MacMinute

Hot Finder co-designer not keen on current user interface
March 3, 2004 - 11:05 PST   - Steve Capps, co-designer of the Finder and much of the Mac's graphical user interface (as well as one of the folks behind the Newton OS), doesn't find much to excite him about either the Mac or Windows user interfaces these days.

He's been designing and building user interfaces for over 25 years. Currently, he runs his own company, onedoto (pronounced "1.0"). The company was designed to develop user interfaces, software and hardware and provide services "that make communicating easier, richer and more personal."

"I'm lucky to work with a bunch of ex-Apple folks on a number of fun projects," Capps told MacMinute. "Sooner AND later you'll be able to touch some of these products."

He started working at the Xerox Corporation while still a computer science student at the Rochester Institute of Technology. In 1981, he started working for Apple on the Lisa project and he continued his work on the Macintosh, principally writing the Finder and Mac system utilities. From 1987 to 1996, he was the chief architect and Apple Fellow for the Newton, where he led the specification and development of the user interface of Newton, shepherded the team of software developers, and wrote many portions of the built-in application software. From 1996 until 2001, Capps was the user interface architect at Microsoft. His early work at Microsoft resulted in the Internet Explorer Search, History, and Favorites panes. He was also a co-founder of the MSN Explorer project. Capps is the named inventor on 53 granted patents, not counting several pending patents.

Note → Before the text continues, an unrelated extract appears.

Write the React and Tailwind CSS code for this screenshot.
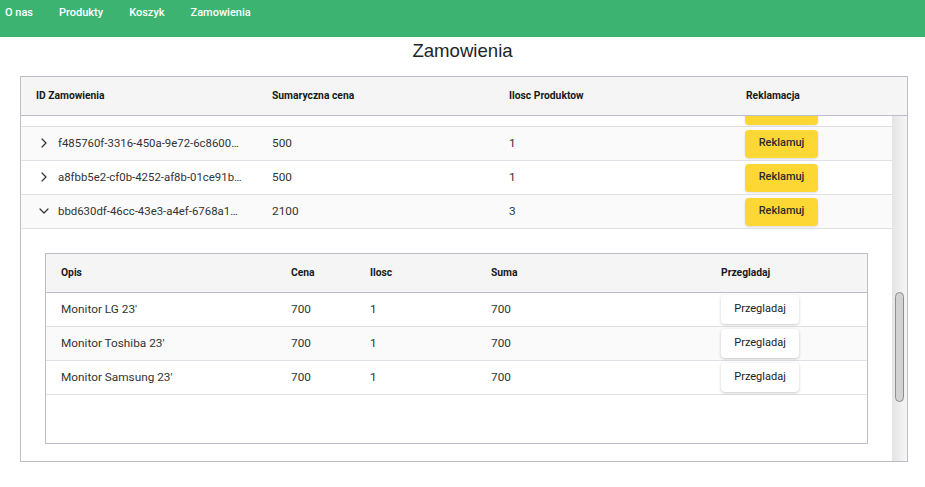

As for Apple's current hardware and software line, the industrial design, the integration between hardware and software, and the attention to details, are great "as expected," he says. On the other hand, he finds Mac OS X "pretty boring."

"I feel both the Mac and Windows are asymptotically approaching the same level of mediocrity," Capps says. "In this day of instant messaging, camera phones and ubiquitous connectivity, do we really need a word-processor view of the world (a.k.a. files and folders)? The desktop user interface is close to becoming as commonplace and as unexciting as typewriter user interfaces were 50 years ago."

Apple, at least, is nibbling at areas other than the desktop. Capps thinks that an Apple phone, camera, PVR, and universal remote would be fun to see.

"The big question is after you do version one of all the cool consumer products, what is the next act?" he says. "Apple has always been great with breakthrough products, but never has been great with follow-ons. Sony, for instance, can crank out the tenth version of a Walkman just as easily as the first version and can mix-n-match features to make a product family. If Apple can learn this 'new-and-improved model' for selling consumer products -- instead of its historical tendency to do masterpieces for version one (and no more) -- then it'll be fine for five 10, or 20 years.

When asked if he feels that Microsoft and Windows will continue to dominate the computing scene, he merely says there are a lot more interesting things to lose sleep over.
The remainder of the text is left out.